Old trolleys, new traditions

That lone streetcar donated 60 years ago now operates on a one-mile track along Lake Harriet. It is joined by restored streetcars from Duluth, Winona and another from Minneapolis. In Excelsior, a Minneapolis and a Duluth streetcar take passengers.

The trolleys are creating memories for modern families.

“When I was 5, we’d come here from South Dakota to visit my great-aunt,” said Mike Fuller, of Golden Valley, taking a photo of his young daughters on the trolley last week. “Now we come here for my daughters’ birthdays. It’s carrying on the tradition.”

Sonia and Jim Casey, also of Golden Valley, were boarding the trolley with their two young sons.

“It’s a piece of history,” said Sonia Casey. “There’s the LRT [light-rail transit] now. They can see what we had before, and what we have now.”

While the Caseys and Fullers are regulars, the museum has to dream up ways to attract others to the rails. Enter the growing list of special events — all with a link to history.

The mystery theater this weekend, for example, is set in 1954, the year that the trolley system ended, said Eaton.

The pajama parties hearken to the days when mothers would board the streetcars on hot nights with fussy children. The trolley’s rumble and the cool breeze would lull them to sleep.

Special events now account for 30 percent of the museum’s revenue, said Vaitkunas. Meanwhile, trolley rentals, which go for $75 for a half-hour, have taken off this year, said Eaton.

“Last week we had two birthday parties and a wedding,” said Marv Krafve, a retired engineer from Plymouth. “We’ve got 53 senior citizens coming today.”

10,000 hours later

Twice a week, about 10 retirees like Krafve head to the “car barn,” where volunteers spend more than 10,000 hours reviving streetcars.
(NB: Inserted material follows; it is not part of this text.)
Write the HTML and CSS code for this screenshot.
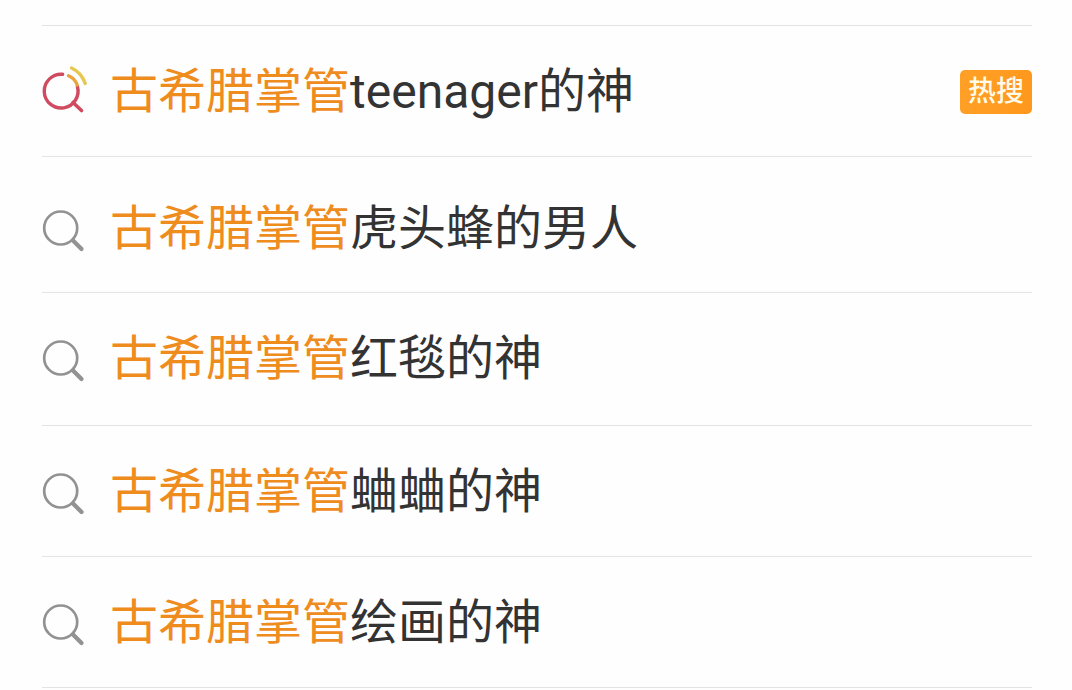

Most had been converted into funky cabins before being given to the museum.

They strip the cars down and rebuild from the skeleton. On this day, some were working on a sliding passenger door.

“This door and its mechanisms required more than 1,000 parts,” said Ken Albrecht, a retired engineer from Mankato who oversees the work.

Finding the parts to old trolleys can be like a national scavenger hunt. A newspaper article might trigger a call. Railway museums share their loot. Folks at trade conferences offer tips. If worse comes to worst, they make the part themselves.

Albrecht estimates he puts in 20 hours a week and 15,000 miles a year on the trolley. He also grows about 400 pumpkins to give away at Halloween special events.

These older mega volunteers are both the strength and the weakness of the organization. While the museum has recruited younger volunteers to operate the trolleys, run the Facebook and Twitter pages, and operate some special events, getting a long-term commitment is much harder, said Eaton. And that is the museum’s real challenge for the future.

“You can do a lot without money,” said Eaton. “But you can’t do a lot without good people.”